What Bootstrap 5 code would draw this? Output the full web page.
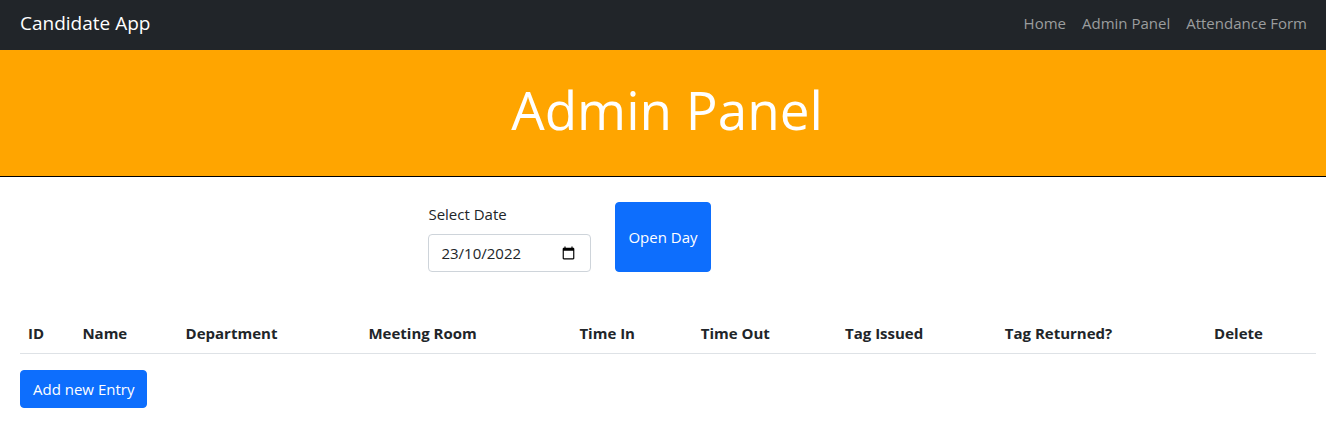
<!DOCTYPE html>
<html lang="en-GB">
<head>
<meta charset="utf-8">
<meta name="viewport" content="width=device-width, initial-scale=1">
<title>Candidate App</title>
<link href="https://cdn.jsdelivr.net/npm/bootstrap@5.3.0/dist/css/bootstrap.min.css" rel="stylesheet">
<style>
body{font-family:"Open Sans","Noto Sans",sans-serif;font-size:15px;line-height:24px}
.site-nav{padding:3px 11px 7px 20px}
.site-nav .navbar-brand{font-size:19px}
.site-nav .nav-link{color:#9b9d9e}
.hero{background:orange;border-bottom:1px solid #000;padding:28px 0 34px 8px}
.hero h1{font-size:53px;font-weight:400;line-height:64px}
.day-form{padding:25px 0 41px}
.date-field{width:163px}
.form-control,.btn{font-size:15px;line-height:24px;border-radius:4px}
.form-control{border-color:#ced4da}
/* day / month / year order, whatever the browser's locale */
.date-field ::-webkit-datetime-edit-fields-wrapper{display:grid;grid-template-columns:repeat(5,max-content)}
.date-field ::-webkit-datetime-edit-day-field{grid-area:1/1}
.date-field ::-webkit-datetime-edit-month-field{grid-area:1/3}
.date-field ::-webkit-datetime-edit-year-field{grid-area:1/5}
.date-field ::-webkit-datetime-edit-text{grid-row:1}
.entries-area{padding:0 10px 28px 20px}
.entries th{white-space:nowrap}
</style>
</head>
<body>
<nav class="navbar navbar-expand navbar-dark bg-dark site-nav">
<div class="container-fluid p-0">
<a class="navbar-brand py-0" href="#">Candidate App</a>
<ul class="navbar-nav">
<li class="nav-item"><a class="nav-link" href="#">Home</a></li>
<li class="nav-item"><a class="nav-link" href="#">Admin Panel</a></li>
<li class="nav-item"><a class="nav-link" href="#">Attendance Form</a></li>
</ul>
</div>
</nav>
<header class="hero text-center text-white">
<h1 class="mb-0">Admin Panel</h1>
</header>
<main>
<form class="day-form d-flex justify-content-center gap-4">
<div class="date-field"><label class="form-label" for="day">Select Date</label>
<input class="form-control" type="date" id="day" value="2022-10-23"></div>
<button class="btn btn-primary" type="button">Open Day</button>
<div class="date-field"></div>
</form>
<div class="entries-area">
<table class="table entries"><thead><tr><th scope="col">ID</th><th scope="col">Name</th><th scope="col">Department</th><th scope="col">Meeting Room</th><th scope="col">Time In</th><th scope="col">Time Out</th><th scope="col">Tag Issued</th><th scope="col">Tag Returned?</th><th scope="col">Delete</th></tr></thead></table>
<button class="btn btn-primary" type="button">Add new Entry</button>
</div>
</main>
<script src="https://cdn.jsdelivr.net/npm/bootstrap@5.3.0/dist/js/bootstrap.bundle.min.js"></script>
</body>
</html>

********

REQUIREMENT: Every line of text is to be repeated exactly; pictures are left out.

THE COMPLETED TASK:
What Bootstrap 5 code would draw this? Output the full web page.
<!DOCTYPE html>
<html lang="en-GB">
<head>
<meta charset="utf-8">
<meta name="viewport" content="width=device-width, initial-scale=1">
<title>Candidate App</title>
<link href="https://cdn.jsdelivr.net/npm/bootstrap@5.3.0/dist/css/bootstrap.min.css" rel="stylesheet">
<style>
body{font-family:"Open Sans","Noto Sans",sans-serif;font-size:15px;line-height:24px}
.site-nav{padding:3px 11px 7px 20px}
.site-nav .navbar-brand{font-size:19px}
.site-nav .nav-link{color:#9b9d9e}
.hero{background:orange;border-bottom:1px solid #000;padding:28px 0 34px 8px}
.hero h1{font-size:53px;font-weight:400;line-height:64px}
.day-form{padding:25px 0 41px}
.date-field{width:163px}
.form-control,.btn{font-size:15px;line-height:24px;border-radius:4px}
.form-control{border-color:#ced4da}
/* day / month / year order, whatever the browser's locale */
.date-field ::-webkit-datetime-edit-fields-wrapper{display:grid;grid-template-columns:repeat(5,max-content)}
.date-field ::-webkit-datetime-edit-day-field{grid-area:1/1}
.date-field ::-webkit-datetime-edit-month-field{grid-area:1/3}
.date-field ::-webkit-datetime-edit-year-field{grid-area:1/5}
.date-field ::-webkit-datetime-edit-text{grid-row:1}
.entries-area{padding:0 10px 28px 20px}
.entries th{white-space:nowrap}
</style>
</head>
<body>
<nav class="navbar navbar-expand navbar-dark bg-dark site-nav">
<div class="container-fluid p-0">
<a class="navbar-brand py-0" href="#">Candidate App</a>
<ul class="navbar-nav">
<li class="nav-item"><a class="nav-link" href="#">Home</a></li>
<li class="nav-item"><a class="nav-link" href="#">Admin Panel</a></li>
<li class="nav-item"><a class="nav-link" href="#">Attendance Form</a></li>
</ul>
</div>
</nav>
<header class="hero text-center text-white">
<h1 class="mb-0">Admin Panel</h1>
</header>
<main>
<form class="day-form d-flex justify-content-center gap-4">
<div class="date-field"><label class="form-label" for="day">Select Date</label>
<input class="form-control" type="date" id="day" value="2022-10-23"></div>
<button class="btn btn-primary" type="button">Open Day</button>
<div class="date-field"></div>
</form>
<div class="entries-area">
<table class="table entries"><thead><tr><th scope="col">ID</th><th scope="col">Name</th><th scope="col">Department</th><th scope="col">Meeting Room</th><th scope="col">Time In</th><th scope="col">Time Out</th><th scope="col">Tag Issued</th><th scope="col">Tag Returned?</th><th scope="col">Delete</th></tr></thead></table>
<button class="btn btn-primary" type="button">Add new Entry</button>
</div>
</main>
<script src="https://cdn.jsdelivr.net/npm/bootstrap@5.3.0/dist/js/bootstrap.bundle.min.js"></script>
</body>
</html>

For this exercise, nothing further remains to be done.